Kevin Wale, Vauxhall managing director, concedes that there is a “significant gap” in the company's model line-up. “We need to participate in that sector as soon as we can bring a product into play. We are actively working on a Frontera successor,” he says. It has a provisional launch date of 2006.
The Vauxhall SUV's technical architecture will be shared by three General Motors' divisions courtesy of incorporating the basic chassis from American brand Saturn's current Frontera-sized Vue.
Vauxhall has internally debated about whether its SUV should be a 'softroader' or a more upmarket product, which could extend its scope to cover a Saab variant, an obvious and much overdue model.
There are no plans to restore SUV production to the IBC Luton factory, currently building the Vauxhall Vivaro, Renault Trafic and Nissan Primastar trio of vans. British designer Simon Cox is working on styling proposals at General Motors' Coventry studio.
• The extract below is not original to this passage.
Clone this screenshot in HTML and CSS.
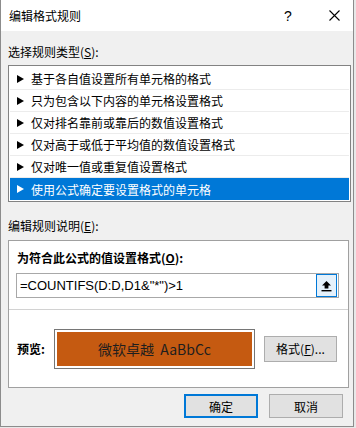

GM Daewoo, managed by former Vauxhall boss Nick Reilly, is desperate to enter South Korea's rapidly growing SUV market. A studio concept of its version incorporates influences from BMW's X5 and Audi's A2 and will appear at the September Paris motor show. Vauxhall will also benefit from Daewoo's plans to build a 2.0-litre, 150PS, VM Motori Euro 4 diesel under licence in South Korea.
Renault's first proper SUV, meanwhile, should be launched in the UK early in 2007 and will be produced by Samsung, using the shared Megane/Nissan Almera replacement platform with Nissan 4x4 expertise.
Renault UK managing director Philippe Talou-Derible says the project involves the first member of a “badly needed” family of SUVs and would compete with Land Rover's Freelander, Toyota's RAV-4 and Honda's CRV. He adds: “We would like it tomorrow morning but we will probably have to wait two years.”